During the second half of the year, it is likely to be India’s burgeoning renewables industry that will see a surge in IPO activity.
“Many companies in this (renewables) sector are preparing for initial public offerings,” EY said.
For instance, ReNew Power, India’s largest renewable energy producer, plans to raise $390 million through a public listing, while Adani Green Energy, the firm that built the world’s largest solar plant in Tamil Nadu, is also eyeing an IPO.
The Nigerian IPO market is equally on the bounce as more companies are lining up to list on the Lagos stock exchange, kick starting the country’s IPO market after a long drought.
IPOs dried up in Nigeria after a 2008 crash, aggravated by the global financial crisis, wiped more than 60 percent off the stock market’s capitalization.

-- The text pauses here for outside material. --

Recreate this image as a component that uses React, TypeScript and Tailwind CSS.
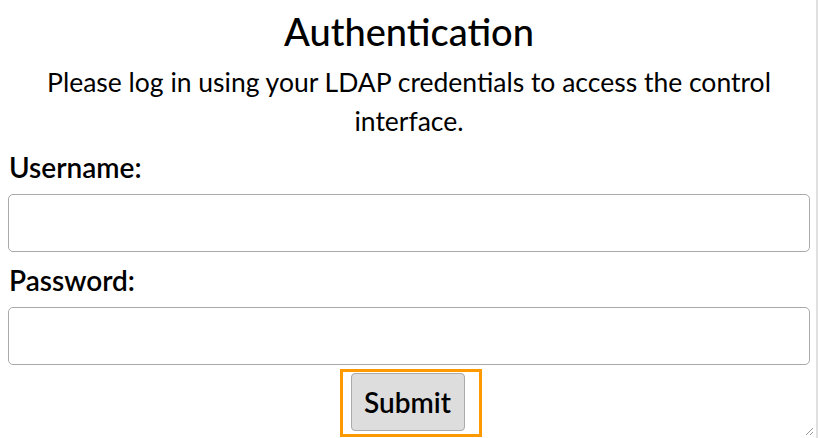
import React from "react";

export default function App() {
  return (
    <div className="relative h-[438px] w-[818px] overflow-hidden border-r-2 border-[#e0e0e0] bg-white text-black [font-family:Lato,'Noto_Sans',sans-serif]">
      <div className="flex flex-col pt-[7px] pr-[6px] pl-2">
        <h1 className="text-center text-[38px] leading-[48px] font-medium">Authentication</h1>
        <p className="mx-auto mt-[8px] w-[780px] text-center text-[26.5px] leading-[39px]">
          Please log in using your LDAP credentials to access the control interface.
        </p>
        <label className="mt-[10px] pl-[1px] text-[28px] leading-[32px] font-semibold">Username:</label>
        <input
          type="text"
          className="mt-[11px] h-[58px] w-full rounded-[5px] border border-[#aaaaaa] bg-white px-2 text-[22px]"
        />
        <label className="mt-[12px] pl-[1px] text-[28px] leading-[32px] font-semibold">Password:</label>
        <input
          type="password"
          className="mt-[11px] h-[58px] w-full rounded-[5px] border border-[#aaaaaa] bg-white px-2 text-[22px]"
        />
        <div className="mt-[4px] flex justify-center">
          <div className="ml-[3px] border-[3px] border-[#ff9900] pt-[1px] pr-[14px] pb-[3px] pl-[8px]">
            <button
              type="submit"
              className="h-[58px] w-[114px] rounded-[4px] border border-[#aaaaaa] bg-[#dddddd] text-[28px] font-semibold"
            >
              Submit
            </button>
          </div>
        </div>
      </div>
      <svg className="absolute right-[2px] bottom-[2px]" width="10" height="10" viewBox="0 0 10 10">
        <path d="M9 2 L2 9 M9 6 L6 9" stroke="#999" strokeWidth="1" />
      </svg>
    </div>
  );
}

The benchmark share index has since recovered, gaining 42 percent last year but IPOs have yet to resume, apart from oil company Seplat’s dual listing in Lagos and London in 2014.
According to the McKenzie’s Cross-Border Index, domestic and cross-border initial public offering (IPO) capital raising by African issuers in H1 2018 increased by 33 percent year-on-year to $396 million, while volume grew by 25 percent to 5 IPOs.
However, the Index also shows that when compared to the same period in previous years, IPO activity in H1 2018 is low: compared with H1 2016, capital raising is lower by 35 percent; compared with H1 2015 and H1 2014, value is down by around 70 percent.